Несомненно, недовольство системой было велико среди простого народа, но вся проблема состоит в том, что в основе этого недовольства были те же коммунистические мотивы, тот же протест против «несправедливости», на этот раз против привилегий партийного аппарата, против этих «аппаратчиков», которые зажрались, имеют свои особые поликлиники, депутатские залы, ездят в черных «Волгах» и вообще оторвались от народа! В основе отторжения простого народа от коммунистической системы – речь идет по крайней мере о восьмидесяти процентах населения СССР – лежал не протест против тоталитаризма, не идея прав и свобод личности, а элементарный глубинный коммунистический эгалитаризм. Впрочем, и революции 1917 года были вызваны не столько жаждой свободы, сколько жаждой равенства.
Только в одном отношении настроения масс к началу перестройки были «белыми»: в отношении к религии, в стремлении восстановить в своих правах традиционные конфессии России и прежде всего православие, которое является религией подавляющей части населения страны.
Люди в массе не хотели к середине 80-х годов изменения общественной и экономической системы, ибо именно к этому времени, благодаря режиму Брежнева, целиком приспособили ее к своим потребностям.
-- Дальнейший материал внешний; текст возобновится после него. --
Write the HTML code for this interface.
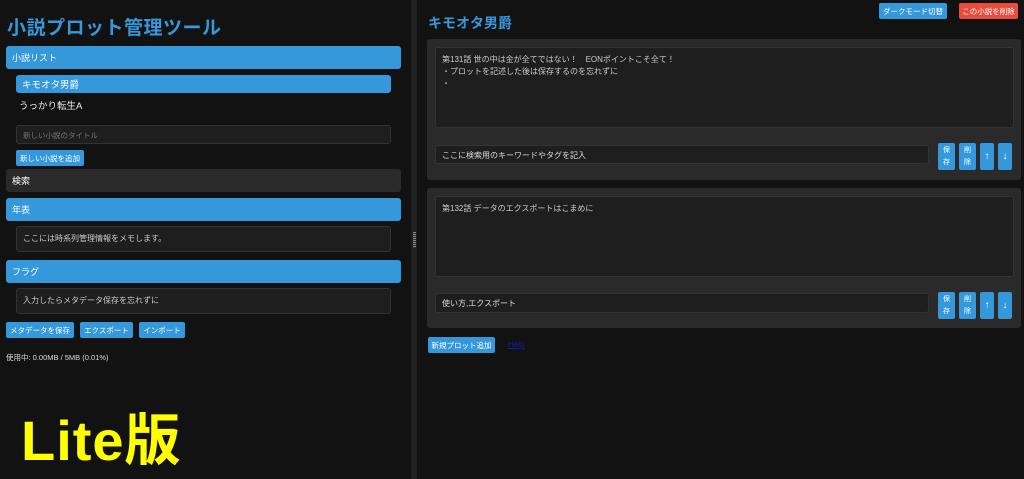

В колхозах и совхозах только ленивый не воровал, «несунами» становилась значительная часть рабочего класса, если, конечно, было что нести с завода. Именно в это время благодаря преуспеванию личных подсобных хозяйств значительная часть населения страны кормилась с колхозных рынков. В России с самого начала проблема преодоления коммунизма затрагивала национальную память тех русских, которые помогли победе большевиков и остались жить в России, чьи предки принимали активное участие в становлении советской власти, а потом в строительстве новой социалистической России.
Сам этот факт объясняет не только причины поразительной живучести коммунистической системы, созданной Лениным и Сталиным, но и специфику самопреодоления коммунизма и коммунистической идеологии в подобном, весьма органичном обществе. И только то обстоятельство, что советские рабочие и крестьяне оставались частью в рамках традиций русского православного быта, а новая социалистическая интеллигенция продолжала развивать некоторые традиции русской культуры, оставляло шанс, что рано или поздно обострится проблема восстановления связи времен. Хотя до сих пор нет никакой гарантии, что можно восстановить связь культурных времен, сделать достоянием новой России ту культуру, которая на протяжении семидесяти лет была изъята из духовного употребления. Речь прежде всего о русской религиозной философии конца XIX – начала XX века. Несмотря на то, что в последнее время благодаря усилиям патриарха Кирилла, именно русскую религиозную философию начала XX века начали рассматривать как духовную основу особой русской цивилизации. Впрочем (об этом я подробно скажу позже), сами отцы русской религиозной философии начала XX века были категоричными противниками учения Николая Данилевского об особой русской цивилизации.
В России для большинства нынешних русских проблема преодоления коммунизма с самого начала затрагивала глубинные механизмы национального самосознания, ибо согласие с тем, что коммунизм во всех отношениях есть зло, тупиковый путь развития, означает, что русские, пошедшие за большевиками, принявшие марксистскую веру, были морально и духовно невменяемыми, сами стали на путь национального самоистребления. Все дело в том, что логика истории требует выкорчевывать из своего сознания коммунистические ценности и коммунистические мифы прежде всего от потомков тех русских крестьян и рабочих, которые пошли за большевиками, достигли многого в жизни именно благодаря советской власти. Антикоммунистическая позиция воспринимается ими как покушение на свое, родное, кровное.